Could the lines from the start of the data through the line with "const FIELDS = ['Location', 'Activities', 'Leader', 'Type" be set down exactly, with no pictures among them?

# START OF DATASET CONTENT

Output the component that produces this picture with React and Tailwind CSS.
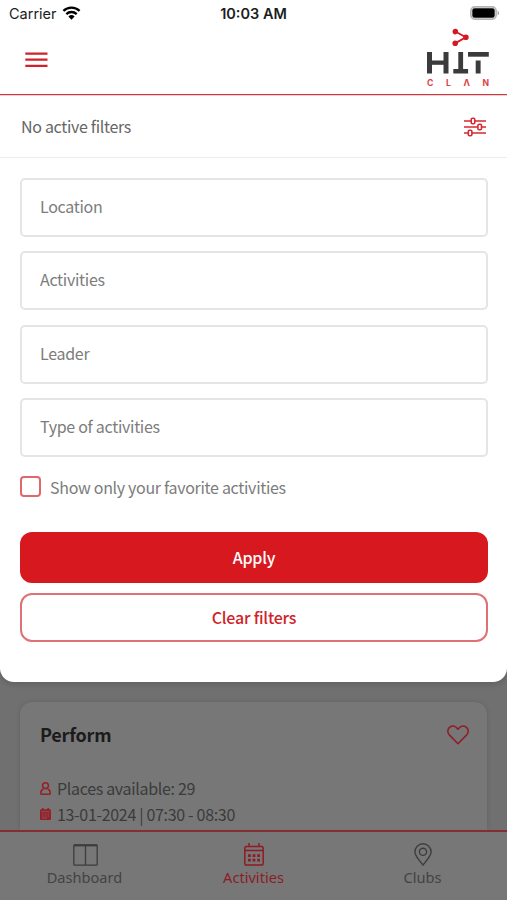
const FIELDS = ['Location', 'Activities', 'Leader', 'Type of activities'];

function StatusBar() {
  return (
    <div className="flex h-7 items-center justify-between pl-[9px] pr-[7px] font-['Inter',sans-serif] text-[14.5px] leading-7 text-[#1c1c1c]">
      <div className="flex w-40 items-center gap-[5px]">
        <span>Carrier</span>
        <svg className="mb-[2px]" width="19" height="14" viewBox="0 0 18 14" fill="none" stroke="#000" strokeWidth="2.3">
          <path d="M.9 4.9a11.6 11.6 0 0 1 16.2 0" />
          <path d="M3.8 8.1a7.5 7.5 0 0 1 10.4 0" />
          <path d="M9 13.7 5.9 10.5a4.5 4.5 0 0 1 6.2 0z" fill="#000" stroke="none" />
        </svg>
      </div>
      <span className="mr-[2px] font-semibold">10:03 AM</span>
      <div className="flex w-40 justify-end pb-[2px]">
        <svg width="30" height="14" viewBox="0 0 30 14">
          <rect x=".9" y=".9" width="25.2" height="12.2" rx="3.8" fill="#fff" stroke="#b4b4b4" strokeWidth="1.7" />
          <rect x="2.3" y="2.3" width="22.4" height="9.4" rx="2.2" fill="#000" />
          <path d="M27.6 4.6a2.6 2.6 0 0 1 0 4.8z" fill="#a9a9a9" />
        </svg>
      </div>
    </div>
  );
}

function Logo() {
  return (
    <div className="w-[62px]">
      <svg className="block" width="62" height="46" viewBox="0 0 62 46">
        <g stroke="#d8181f" strokeWidth="1.8" fill="#d8181f">
          <path d="M28.3 3.5 38.8 9.3 28 15.4" fill="none" />
          <circle cx="28.3" cy="3.6" r="1.9" />
          <circle cx="38.9" cy="9.3" r="1.9" />
          <circle cx="28.2" cy="15.3" r="1.9" />
        </g>
        <g fill="#3b3b3d">
          <rect x="0" y="24" width="5" height="21.5" />
          <rect x="5" y="32.5" width="12" height="4.3" />
          <rect x="16.5" y="24" width="5" height="21.5" />
          <rect x="31.3" y="24" width="4.8" height="17.5" />
          <rect x="26.3" y="41" width="14.8" height="4.5" />
          <rect x="41" y="24" width="20.8" height="4.7" />
          <rect x="48.7" y="32.5" width="4.9" height="13" />
        </g>
      </svg>
      <div className="mt-[5px] flex h-[9px] justify-between font-['Inter',sans-serif] text-[8.6px] font-bold leading-[9px] text-[#dc3f46]">
        <span>C</span>
        <span>L</span>
        <span>Λ</span>
        <span>N</span>
      </div>
    </div>
  );
}

function SlidersIcon() {
  return (
    <svg className="mt-px" width="22" height="20" viewBox="0 0 22 20" fill="none" stroke="#d62931" strokeWidth="1.6">
      <path d="M0 4h7.2M11 4H22M0 10h13.8M17.6 10H22M0 16h4.2M8 16H22" />
      <rect x="7.2" y="1.2" width="3.6" height="5.6" rx="1.3" />
      <rect x="13.9" y="7.2" width="3.6" height="5.6" rx="1.3" />
      <rect x="4.3" y="13.2" width="3.6" height="5.6" rx="1.3" />
    </svg>
  );
}

function FilterPanel() {
  return (
    <section className="h-[682px] rounded-b-[14px] bg-white shadow-[0_3px_5px_rgba(0,0,0,0.12)]">
      <StatusBar />
      <header className="flex h-[67px] justify-between border-b border-[#d0393f] pl-[25px] pr-[18px] shadow-[0_1px_0_#f3cfd0]">
        <svg className="mt-6" width="23" height="16" viewBox="0 0 23 16" stroke="#cf2229" strokeWidth="2.3">
          <path d="M.3 1.6h22.2M.3 7.7h22.2M.3 13.8h22.2" />
        </svg>
        <Logo />
      </header>

      <div className="flex h-[63px] items-center justify-between border-b border-[#ececec] pl-[21px] pr-[21px]">
        <span className="text-[16px] leading-6 tracking-[-0.32px] text-[#666]">No active filters</span>
        <SlidersIcon />
      </div>

      <div className="px-5 pt-5">
        <div className="flex flex-col gap-[14.3px]">
          {FIELDS.map((name) => (
            <div key={name} className="flex h-[59px] w-[468px] items-center rounded-[5px] border-2 border-[#e5e5e5] pb-[3px] pl-[18px] text-[16px] tracking-[-0.3px] text-[#7c7c7c]">
              {name}
            </div>
          ))}
        </div>

        <div className="mt-5 flex h-5 items-center gap-[9px]">
          <span className="h-[21px] w-[21px] rounded-[4px] border-2 border-[#e0686d]" />
          <span className="text-[16px] leading-6 tracking-[-0.31px] text-[#7c7c7c]">Show only your favorite activities</span>
        </div>

        <button type="button" className="mt-[35px] block h-[51px] w-[468px] rounded-[12px] bg-[#d7191f] pb-px text-[16px] font-medium tracking-[-0.2px] text-white">
          Apply
        </button>
        <button type="button" className="mt-[10px] block h-[49px] w-[468px] rounded-[12px] border-2 border-[#de7175] pb-px text-[16px] font-medium tracking-[-0.22px] text-[#cf2329]">
          Clear filters
        </button>
      </div>
    </section>
  );
}

function ActivityCard() {
  return (
    <article className="mx-5 mt-5 h-[128px] rounded-t-[12px] bg-[#777] px-5 pt-[19px] shadow-[0_0_5px_rgba(0,0,0,0.13)]">
      <div className="flex items-center justify-between">
        <h2 className="text-[18px] font-bold leading-[26px] tracking-[-0.2px] text-[#1b1b1b]">Perform</h2>
        <svg className="mr-[-2px] mt-px" width="22" height="20" viewBox="0 0 22 20" fill="none" stroke="#8f1f28" strokeWidth="1.6">
          <path d="M11 18.7 2.3 9.9C-.1 7.3.6 3.6 3 2 5.7.3 9 1.3 11 4.2 13 1.3 16.3.3 19 2c2.4 1.6 3.1 5.3.7 7.9z" strokeLinejoin="round" />
        </svg>
      </div>
      <div className="mt-[28px] flex h-[26px] items-center gap-[6px] text-[16px] tracking-[-0.32px] text-[#3b3b3b]">
        <svg width="11" height="13" viewBox="0 0 11 13" fill="none" stroke="#96202a" strokeWidth="1.5">
          <circle cx="5.5" cy="3.7" r="2.9" />
          <path d="M3.3 7.3C1.500 7.700.8 9 .8 10.700v.7q0 .8.8.8h7.800q.8 0 .8-.8v-.7c0-1.700-.7-3-2.500-3.400" />
        </svg>
        Places available: 29
      </div>
      <div className="flex h-[26px] items-center gap-[6px] text-[16px] tracking-[-0.32px] text-[#3b3b3b]">
        <svg width="11" height="12" viewBox="0 0 11 12">
          <path d="M2 0h1.600v1.200h3.800V0H9v1.200h1q1 0 1 1V11q0 1-1 1H1q-1 0-1-1V2.200q0-1 1-1h1z" fill="#96202a" />
          <path d="M1 3.700h9" stroke="#777" strokeWidth=".6" />
          <path d="M2 6h1.500M4.800 6h1.500M7.500 6H9M2 8h1.500M4.800 8h1.500M7.500 8H9M2 10h5" stroke="#777" strokeWidth=".7" />
        </svg>
        13-01-2024 | 07:30 - 08:30
      </div>
    </article>
  );
}

function DashboardIcon() {
  return (
    <svg className="ml-px" width="25" height="22" viewBox="0 0 25 22" fill="none" stroke="#3d3d3d" strokeWidth="1.3">
      <rect x=".8" y=".8" width="23.4" height="20.4" rx="1" />
      <path d="M12.5 1v20" />
      <path d="M.8 1.4h23.4" strokeWidth="2" />
    </svg>
  );
}

function CalendarIcon() {
  return (
    <svg width="20" height="23" viewBox="0 0 20 23" fill="none" stroke="#901b25" strokeWidth="1.5">
      <rect x=".8" y="3.4" width="18.4" height="18.6" rx="1.8" />
      <path d="M1 7.6h18M5 0v3.500M15 0v3.500" />
      <path d="M4 12.700h2.800M8.600 12.700h2.800M13.200 12.700h2.800M4 17.200h2.800M8.600 17.200h2.800M13.200 17.200h2.800" strokeWidth="2.700" />
    </svg>
  );
}

function PinIcon() {
  return (
    <svg width="18" height="23" viewBox="0 0 18 23" fill="none" stroke="#3d3d3d" strokeWidth="1.4">
      <path d="M9 22C5 17 .9 12.6.9 8.9a8.1 8.1 0 0 1 16.2 0C17.1 12.6 13 17 9 22z" />
      <circle cx="9" cy="8.8" r="3.6" />
    </svg>
  );
}

const TABS = [
  { label: 'Dashboard', Icon: DashboardIcon },
  { label: 'Activities', Icon: CalendarIcon, active: true },
  { label: 'Clubs', Icon: PinIcon },
];

export default function App() {
  return (
    <div className="flex h-[900px] w-[507px] flex-col overflow-hidden bg-[#707070] font-['Noto_Sans_CJK_SC',sans-serif]">
      <FilterPanel />
      <ActivityCard />
      <nav className="grid h-[70px] grid-cols-3 border-t-2 border-[#852e32] bg-[#777] font-['Noto_Sans',sans-serif]">
        {TABS.map(({ label, Icon, active }) => (
          <div key={label} className={`flex flex-col items-center pt-[11px] text-[14.6px] ${active ? 'text-[#8b1d29]' : 'text-[#434343]'}`}>
            <div className="flex h-[23px] items-center"><Icon /></div>
            <span className="mt-px leading-5">{label}</span>
          </div>
        ))}
      </nav>
    </div>
  );
}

# END OF DATASET CONTENT

» **COMPLETE ANSWER**:
Output the component that produces this picture with React and Tailwind CSS.
const FIELDS = ['Location', 'Activities', 'Leader', 'Type of activities'];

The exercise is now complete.